Conservation of Momentum not universal?

[CHUKKY]

So I calculate the momentum of a body moving with a constant speed along a circular path with mass m, tangential velocity v and radius r. Its angular momentum is mvr.kk. Good. Now what if I calculate the angular momentum from a point on the path of the circle. A simple calculation shows that the angular momentum about a point vertically below the center of the circle and which is also on the path of the circle is different for the particle at two different points. e.g. at the the point where the radius of the circle makes an angle with the positive x-axis and the point where the radius of the circle makes an angle zero with the x axis. at the 90 degree point it is 2mvr and at the 0 degree point it is mvr. So does this mean that angular momentum is not conserved in every reference frame?

 

[JHamm]

For circular motion there must be a constant force of \frac{mv^2}{r} towards the center of the circle.
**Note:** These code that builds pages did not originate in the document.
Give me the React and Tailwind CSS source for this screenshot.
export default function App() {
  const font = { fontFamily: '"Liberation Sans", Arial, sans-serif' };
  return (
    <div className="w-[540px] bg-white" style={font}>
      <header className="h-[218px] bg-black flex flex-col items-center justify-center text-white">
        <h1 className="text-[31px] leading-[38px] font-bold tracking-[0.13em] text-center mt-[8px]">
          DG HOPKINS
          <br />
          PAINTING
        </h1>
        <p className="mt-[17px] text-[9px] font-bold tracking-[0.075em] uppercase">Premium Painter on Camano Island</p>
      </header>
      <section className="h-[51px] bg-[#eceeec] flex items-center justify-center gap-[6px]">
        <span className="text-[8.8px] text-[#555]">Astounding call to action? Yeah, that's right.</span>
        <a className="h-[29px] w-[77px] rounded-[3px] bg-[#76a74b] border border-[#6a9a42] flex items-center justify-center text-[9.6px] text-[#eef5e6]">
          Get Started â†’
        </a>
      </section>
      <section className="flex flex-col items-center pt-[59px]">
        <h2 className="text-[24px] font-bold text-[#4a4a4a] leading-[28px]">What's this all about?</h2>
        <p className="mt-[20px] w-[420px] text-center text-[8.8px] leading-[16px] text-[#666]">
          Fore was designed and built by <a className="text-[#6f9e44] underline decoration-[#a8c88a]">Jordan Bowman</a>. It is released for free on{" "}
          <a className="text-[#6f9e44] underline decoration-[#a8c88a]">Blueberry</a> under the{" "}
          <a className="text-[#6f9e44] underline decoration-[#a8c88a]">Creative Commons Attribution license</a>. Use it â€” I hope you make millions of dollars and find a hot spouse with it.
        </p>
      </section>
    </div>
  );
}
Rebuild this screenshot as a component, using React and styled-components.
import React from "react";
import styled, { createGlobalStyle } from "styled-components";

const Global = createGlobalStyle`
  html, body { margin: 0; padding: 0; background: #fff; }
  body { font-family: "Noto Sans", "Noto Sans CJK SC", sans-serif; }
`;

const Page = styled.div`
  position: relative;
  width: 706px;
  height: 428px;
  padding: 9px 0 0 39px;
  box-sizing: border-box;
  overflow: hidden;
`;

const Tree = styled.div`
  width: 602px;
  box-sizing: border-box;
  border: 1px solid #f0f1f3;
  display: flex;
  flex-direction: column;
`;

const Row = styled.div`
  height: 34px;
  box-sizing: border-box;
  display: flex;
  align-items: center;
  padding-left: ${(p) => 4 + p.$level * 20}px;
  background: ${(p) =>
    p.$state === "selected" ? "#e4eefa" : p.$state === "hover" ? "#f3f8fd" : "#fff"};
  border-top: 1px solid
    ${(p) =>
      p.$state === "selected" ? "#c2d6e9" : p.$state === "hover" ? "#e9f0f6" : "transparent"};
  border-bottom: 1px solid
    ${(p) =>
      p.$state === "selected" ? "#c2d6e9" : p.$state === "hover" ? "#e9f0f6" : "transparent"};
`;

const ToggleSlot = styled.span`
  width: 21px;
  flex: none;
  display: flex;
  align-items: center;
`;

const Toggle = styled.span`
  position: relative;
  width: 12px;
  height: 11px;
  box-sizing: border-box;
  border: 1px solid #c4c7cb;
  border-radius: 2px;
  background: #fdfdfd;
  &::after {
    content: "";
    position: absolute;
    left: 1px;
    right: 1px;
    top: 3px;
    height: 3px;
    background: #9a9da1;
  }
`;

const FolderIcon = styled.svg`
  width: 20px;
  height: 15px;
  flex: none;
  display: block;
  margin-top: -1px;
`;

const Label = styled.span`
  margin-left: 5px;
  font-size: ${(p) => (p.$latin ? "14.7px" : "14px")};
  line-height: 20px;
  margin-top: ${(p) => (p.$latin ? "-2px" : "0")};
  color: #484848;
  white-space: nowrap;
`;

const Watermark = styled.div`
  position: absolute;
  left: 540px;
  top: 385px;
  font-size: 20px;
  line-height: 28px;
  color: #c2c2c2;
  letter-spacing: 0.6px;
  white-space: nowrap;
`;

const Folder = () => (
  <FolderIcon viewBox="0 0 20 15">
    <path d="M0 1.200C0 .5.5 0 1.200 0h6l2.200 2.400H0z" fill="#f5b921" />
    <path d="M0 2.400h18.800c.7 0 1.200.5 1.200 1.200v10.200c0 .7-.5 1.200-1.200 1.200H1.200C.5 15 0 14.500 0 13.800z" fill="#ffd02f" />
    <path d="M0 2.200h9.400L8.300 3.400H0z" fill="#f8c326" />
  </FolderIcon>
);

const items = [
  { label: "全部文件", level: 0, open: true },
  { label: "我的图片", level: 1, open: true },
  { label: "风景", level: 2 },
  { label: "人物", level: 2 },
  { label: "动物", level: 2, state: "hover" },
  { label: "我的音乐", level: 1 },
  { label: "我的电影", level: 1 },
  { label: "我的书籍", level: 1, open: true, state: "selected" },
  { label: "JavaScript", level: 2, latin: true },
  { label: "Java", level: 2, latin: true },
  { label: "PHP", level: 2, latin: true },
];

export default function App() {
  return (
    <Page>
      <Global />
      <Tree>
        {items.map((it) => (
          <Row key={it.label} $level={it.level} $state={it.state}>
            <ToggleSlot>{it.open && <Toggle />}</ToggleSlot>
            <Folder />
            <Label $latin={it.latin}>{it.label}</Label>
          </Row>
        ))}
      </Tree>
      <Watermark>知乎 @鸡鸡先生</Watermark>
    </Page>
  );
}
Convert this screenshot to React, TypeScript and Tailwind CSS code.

When you take your reference frame as the center of the circle then there is no net torque since the force vector is parallel to the position vector, however when you move your reference frame to any other point there will be net torques over parts of the motion.
The key then is to try to pick a reference frame with the least torques involved.

 

[CHUKKY]

"The key then is to try to pick a reference frame with the least torques involved." so what ur saying is that indeed I did not make a mistake and the momentum is not conserved in all inertial reference reference frame. But I thought the laws of physics were meant to be the same in all inertial refrence frame. So what this means is that in one frame of reference angular momentum is conserved and in another frame of reference angular momentum is not conserved. Or perhaps I am missing the theory. Ok can we say that the laws of physics are universal in that the actual law in analysis should have been that in the absence of a torque, angular momentum is conserved. So since torque was present angular momentum would not be conserved. So is that what it means? You know this is one clear way in which angular momentum differs from linear momentum. In linear momentum, momentum is always conserved in all reference frame.

 

[Ken G]

Angular momentum is only conserved for systems with no net torque on them. That's why if you choose the center point, the angular momentum is conserved, because the force goes through that point and the torque is zero. But if you choose a point on the circle, the force doesn't go through that point, so the torque is not zero. Nonzero torque causes a change in angular momentum. The conservation is only reestablished when you look at the larger system that includes whatever is supplying that torque. A closed system (one with no external forces on it) must have no net torques on it either, so a closed system will always conserve angular momentum. Open systems only do if they are open in such a way that does not experience any net torque, and that's the only issue that is frame-dependent-- the external torque is frame dependent on an open system like something going in a circle.